> _Available data_
____

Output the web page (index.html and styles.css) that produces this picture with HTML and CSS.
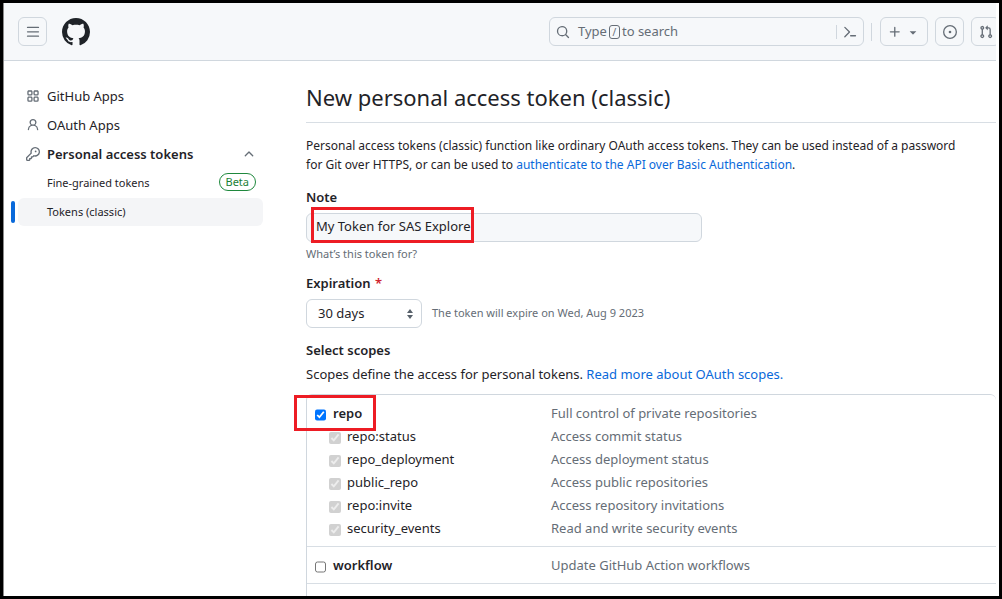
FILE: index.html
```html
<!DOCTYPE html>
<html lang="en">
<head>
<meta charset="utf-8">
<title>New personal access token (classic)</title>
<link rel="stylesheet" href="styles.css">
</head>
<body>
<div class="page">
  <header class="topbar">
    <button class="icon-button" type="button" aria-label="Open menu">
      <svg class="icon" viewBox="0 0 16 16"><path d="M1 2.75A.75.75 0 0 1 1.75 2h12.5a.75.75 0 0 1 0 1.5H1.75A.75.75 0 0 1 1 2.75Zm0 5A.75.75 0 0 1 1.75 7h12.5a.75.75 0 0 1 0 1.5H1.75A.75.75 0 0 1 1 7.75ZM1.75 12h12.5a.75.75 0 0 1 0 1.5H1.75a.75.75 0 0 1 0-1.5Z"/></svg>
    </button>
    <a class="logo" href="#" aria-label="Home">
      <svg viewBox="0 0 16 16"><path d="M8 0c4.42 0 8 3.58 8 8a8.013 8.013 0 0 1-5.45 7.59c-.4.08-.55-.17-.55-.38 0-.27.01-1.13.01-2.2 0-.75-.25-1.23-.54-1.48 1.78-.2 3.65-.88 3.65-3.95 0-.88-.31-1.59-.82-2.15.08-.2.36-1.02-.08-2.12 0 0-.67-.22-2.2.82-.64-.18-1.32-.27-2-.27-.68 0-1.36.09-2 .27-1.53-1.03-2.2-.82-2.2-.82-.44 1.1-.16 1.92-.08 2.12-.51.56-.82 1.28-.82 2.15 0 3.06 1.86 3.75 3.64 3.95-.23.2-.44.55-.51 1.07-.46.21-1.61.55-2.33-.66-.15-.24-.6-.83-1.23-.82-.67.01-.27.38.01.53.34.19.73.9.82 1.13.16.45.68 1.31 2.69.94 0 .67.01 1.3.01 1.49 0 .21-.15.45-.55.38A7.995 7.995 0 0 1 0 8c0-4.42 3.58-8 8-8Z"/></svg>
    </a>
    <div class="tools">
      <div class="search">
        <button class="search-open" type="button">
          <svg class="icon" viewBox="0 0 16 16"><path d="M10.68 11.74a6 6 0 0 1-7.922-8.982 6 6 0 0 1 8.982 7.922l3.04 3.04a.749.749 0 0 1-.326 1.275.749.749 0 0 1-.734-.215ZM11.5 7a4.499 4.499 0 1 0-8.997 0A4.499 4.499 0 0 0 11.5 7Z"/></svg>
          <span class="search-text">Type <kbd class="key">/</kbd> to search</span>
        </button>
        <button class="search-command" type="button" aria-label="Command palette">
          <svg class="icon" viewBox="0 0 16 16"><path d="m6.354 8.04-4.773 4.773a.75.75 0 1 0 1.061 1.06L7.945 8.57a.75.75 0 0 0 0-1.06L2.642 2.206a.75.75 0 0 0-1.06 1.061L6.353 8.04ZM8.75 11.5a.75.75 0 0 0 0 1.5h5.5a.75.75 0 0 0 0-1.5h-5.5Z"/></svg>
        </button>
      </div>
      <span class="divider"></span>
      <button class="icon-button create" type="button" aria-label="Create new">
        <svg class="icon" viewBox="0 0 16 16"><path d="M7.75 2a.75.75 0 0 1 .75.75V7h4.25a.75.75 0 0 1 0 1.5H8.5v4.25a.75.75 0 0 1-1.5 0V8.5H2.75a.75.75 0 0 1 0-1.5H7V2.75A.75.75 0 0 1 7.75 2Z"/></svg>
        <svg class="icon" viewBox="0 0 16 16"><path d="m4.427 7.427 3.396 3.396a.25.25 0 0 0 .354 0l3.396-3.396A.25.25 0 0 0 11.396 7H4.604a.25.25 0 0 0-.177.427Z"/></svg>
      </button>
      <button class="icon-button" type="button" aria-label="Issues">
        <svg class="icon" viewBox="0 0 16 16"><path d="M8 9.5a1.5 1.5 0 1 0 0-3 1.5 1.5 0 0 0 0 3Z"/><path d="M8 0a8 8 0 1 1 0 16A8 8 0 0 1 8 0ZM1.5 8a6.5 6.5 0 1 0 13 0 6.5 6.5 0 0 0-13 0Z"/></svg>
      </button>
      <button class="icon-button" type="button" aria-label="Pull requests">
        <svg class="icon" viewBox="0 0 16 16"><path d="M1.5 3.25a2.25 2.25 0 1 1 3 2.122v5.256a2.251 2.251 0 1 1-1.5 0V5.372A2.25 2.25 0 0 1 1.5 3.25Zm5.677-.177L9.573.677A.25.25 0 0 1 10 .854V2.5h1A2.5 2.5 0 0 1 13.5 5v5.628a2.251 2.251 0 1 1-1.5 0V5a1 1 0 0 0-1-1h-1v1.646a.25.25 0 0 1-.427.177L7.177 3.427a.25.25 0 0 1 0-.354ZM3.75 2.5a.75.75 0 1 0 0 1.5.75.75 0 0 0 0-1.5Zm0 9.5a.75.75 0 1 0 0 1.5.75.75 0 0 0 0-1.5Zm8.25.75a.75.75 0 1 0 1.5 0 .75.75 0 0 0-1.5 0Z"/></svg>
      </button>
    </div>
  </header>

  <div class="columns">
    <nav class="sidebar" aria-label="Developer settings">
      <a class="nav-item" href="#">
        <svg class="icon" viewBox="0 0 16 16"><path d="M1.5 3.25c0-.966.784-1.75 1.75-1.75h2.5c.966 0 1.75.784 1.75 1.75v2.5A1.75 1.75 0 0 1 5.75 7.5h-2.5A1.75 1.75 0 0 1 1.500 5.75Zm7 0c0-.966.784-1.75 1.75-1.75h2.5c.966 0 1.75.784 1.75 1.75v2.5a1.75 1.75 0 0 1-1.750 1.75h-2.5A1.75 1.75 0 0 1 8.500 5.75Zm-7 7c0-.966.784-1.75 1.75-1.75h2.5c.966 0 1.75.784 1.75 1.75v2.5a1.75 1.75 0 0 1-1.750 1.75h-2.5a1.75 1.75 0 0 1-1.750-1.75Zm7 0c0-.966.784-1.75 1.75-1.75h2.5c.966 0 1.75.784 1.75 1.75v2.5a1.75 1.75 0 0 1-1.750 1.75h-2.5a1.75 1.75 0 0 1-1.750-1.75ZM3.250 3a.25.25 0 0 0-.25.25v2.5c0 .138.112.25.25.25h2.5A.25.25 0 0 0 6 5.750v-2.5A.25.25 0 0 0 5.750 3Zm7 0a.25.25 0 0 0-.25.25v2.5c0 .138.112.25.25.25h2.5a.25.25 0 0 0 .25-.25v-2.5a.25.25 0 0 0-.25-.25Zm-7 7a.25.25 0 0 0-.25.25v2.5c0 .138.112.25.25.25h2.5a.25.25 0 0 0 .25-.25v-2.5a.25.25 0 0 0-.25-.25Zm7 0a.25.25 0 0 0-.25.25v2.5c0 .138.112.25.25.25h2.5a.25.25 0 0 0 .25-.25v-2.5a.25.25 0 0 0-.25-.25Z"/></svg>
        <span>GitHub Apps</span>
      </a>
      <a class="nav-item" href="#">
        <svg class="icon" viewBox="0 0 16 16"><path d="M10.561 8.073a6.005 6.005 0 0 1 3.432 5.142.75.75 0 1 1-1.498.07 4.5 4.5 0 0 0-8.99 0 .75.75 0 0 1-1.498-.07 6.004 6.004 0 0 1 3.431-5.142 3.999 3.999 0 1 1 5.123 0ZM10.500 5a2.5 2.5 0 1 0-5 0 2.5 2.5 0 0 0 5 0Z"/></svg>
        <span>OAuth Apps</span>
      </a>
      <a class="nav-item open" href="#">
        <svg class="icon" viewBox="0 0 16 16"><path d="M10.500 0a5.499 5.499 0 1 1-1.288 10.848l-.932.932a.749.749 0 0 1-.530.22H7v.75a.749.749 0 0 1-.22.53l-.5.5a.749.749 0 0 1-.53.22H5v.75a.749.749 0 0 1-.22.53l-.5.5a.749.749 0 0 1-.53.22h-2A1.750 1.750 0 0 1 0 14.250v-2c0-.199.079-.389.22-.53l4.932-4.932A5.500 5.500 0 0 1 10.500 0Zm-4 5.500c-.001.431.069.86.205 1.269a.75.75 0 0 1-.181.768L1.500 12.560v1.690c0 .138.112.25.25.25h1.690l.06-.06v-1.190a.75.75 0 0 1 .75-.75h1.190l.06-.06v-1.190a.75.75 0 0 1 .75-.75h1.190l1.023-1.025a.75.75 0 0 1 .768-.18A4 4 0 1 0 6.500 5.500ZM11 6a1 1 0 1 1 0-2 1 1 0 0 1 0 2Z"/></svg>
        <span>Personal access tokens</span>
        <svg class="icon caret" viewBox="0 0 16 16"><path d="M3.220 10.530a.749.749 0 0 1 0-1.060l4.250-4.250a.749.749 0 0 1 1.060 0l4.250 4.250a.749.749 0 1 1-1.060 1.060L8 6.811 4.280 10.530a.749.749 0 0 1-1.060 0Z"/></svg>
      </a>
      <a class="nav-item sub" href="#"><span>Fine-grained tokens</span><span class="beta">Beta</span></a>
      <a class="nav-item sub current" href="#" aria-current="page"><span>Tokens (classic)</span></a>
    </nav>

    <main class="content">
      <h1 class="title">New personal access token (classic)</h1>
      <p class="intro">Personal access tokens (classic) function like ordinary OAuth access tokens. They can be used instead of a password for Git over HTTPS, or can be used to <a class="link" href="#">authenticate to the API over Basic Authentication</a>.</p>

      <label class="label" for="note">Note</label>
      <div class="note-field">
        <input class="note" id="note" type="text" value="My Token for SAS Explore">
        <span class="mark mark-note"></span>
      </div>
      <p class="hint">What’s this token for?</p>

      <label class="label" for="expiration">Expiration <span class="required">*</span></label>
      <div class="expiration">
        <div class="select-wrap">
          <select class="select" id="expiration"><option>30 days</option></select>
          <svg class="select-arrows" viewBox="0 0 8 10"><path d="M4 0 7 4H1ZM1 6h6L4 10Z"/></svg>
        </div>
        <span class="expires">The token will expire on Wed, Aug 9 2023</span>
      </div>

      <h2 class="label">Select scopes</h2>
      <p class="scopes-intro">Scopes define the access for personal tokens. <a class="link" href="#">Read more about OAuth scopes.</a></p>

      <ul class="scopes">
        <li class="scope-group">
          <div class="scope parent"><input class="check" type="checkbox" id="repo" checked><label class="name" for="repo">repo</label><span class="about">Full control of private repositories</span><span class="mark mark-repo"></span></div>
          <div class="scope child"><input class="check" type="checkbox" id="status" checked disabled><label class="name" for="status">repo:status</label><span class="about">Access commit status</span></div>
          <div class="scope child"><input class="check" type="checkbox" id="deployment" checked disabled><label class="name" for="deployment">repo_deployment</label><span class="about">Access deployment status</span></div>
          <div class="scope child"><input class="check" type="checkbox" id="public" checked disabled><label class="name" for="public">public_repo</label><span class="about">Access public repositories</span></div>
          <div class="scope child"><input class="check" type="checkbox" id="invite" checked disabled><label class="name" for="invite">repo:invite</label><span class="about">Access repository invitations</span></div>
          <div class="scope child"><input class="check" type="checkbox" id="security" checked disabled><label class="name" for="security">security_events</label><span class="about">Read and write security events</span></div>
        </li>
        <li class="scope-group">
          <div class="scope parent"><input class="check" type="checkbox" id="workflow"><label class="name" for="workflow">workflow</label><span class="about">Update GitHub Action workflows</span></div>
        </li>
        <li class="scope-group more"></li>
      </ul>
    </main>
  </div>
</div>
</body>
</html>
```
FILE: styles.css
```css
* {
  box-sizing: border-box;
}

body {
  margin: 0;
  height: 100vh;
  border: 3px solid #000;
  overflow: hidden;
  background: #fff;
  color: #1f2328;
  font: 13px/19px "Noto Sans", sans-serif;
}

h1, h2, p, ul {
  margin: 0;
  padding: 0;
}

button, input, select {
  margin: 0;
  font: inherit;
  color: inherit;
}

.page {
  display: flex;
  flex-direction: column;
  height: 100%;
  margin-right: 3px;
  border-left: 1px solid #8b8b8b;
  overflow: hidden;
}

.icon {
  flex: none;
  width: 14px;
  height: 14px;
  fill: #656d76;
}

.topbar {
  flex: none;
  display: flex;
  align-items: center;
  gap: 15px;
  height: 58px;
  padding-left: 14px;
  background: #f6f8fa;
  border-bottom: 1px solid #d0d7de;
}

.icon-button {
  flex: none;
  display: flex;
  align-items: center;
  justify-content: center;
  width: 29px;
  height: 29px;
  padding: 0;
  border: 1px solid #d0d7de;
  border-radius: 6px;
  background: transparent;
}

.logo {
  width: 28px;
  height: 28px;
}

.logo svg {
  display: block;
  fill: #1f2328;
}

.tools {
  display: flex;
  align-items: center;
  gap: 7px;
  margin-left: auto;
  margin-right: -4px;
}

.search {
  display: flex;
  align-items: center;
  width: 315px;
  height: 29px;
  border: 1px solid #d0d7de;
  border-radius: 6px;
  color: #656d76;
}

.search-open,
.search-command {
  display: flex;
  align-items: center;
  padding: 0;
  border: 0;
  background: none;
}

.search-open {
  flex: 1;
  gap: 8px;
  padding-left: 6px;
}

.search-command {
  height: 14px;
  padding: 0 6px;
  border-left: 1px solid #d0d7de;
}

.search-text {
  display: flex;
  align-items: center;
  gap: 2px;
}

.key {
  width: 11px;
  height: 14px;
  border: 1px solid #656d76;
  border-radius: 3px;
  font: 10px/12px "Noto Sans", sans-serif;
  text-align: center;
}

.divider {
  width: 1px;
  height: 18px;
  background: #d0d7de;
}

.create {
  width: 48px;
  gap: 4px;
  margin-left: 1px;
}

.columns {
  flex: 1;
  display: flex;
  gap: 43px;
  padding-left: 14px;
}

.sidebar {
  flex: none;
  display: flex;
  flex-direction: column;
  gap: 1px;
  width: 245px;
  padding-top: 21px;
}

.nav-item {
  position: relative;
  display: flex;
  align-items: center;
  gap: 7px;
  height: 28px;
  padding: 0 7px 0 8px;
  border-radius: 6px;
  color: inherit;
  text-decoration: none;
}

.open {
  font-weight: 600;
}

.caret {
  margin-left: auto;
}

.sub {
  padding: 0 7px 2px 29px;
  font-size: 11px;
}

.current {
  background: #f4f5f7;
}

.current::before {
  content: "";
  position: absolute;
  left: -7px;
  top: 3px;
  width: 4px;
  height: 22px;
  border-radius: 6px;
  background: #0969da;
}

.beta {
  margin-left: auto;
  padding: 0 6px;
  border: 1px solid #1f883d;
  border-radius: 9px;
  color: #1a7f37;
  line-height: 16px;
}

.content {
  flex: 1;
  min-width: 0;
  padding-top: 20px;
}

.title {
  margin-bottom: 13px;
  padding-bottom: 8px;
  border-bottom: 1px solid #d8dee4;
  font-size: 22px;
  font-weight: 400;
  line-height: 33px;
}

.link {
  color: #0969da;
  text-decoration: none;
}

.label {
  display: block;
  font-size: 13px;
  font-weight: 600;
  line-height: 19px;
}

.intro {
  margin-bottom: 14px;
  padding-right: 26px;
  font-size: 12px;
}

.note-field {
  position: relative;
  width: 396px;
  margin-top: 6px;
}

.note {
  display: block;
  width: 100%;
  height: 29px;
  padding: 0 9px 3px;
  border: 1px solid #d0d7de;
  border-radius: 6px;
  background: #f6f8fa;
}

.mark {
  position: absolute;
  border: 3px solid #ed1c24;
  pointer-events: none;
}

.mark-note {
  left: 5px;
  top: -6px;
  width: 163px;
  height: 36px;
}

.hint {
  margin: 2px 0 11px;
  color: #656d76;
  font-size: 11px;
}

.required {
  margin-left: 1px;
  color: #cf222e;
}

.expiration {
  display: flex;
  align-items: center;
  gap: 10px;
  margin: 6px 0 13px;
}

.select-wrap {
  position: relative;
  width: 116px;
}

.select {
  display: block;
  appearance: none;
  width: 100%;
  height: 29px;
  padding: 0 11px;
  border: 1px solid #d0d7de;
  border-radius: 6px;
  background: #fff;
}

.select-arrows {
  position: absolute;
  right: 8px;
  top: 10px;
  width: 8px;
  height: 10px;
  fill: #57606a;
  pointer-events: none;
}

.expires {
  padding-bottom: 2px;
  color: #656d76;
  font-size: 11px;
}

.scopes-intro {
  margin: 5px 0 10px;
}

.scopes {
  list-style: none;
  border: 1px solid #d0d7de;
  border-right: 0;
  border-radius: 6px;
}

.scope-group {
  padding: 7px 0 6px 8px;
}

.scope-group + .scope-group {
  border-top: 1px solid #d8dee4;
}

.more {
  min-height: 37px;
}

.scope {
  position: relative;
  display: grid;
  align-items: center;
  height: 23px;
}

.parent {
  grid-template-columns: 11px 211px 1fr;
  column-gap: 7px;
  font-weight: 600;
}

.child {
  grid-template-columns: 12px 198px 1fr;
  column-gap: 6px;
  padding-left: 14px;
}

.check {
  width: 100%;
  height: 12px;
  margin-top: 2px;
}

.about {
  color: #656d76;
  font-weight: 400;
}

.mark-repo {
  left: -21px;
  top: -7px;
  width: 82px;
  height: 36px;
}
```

____

> _Task brief_
Search the lines for the string "index" and copy every line that has it.

> _The answer_
Output the web page (index.html and styles.css) that produces this picture with HTML and CSS.
FILE: index.html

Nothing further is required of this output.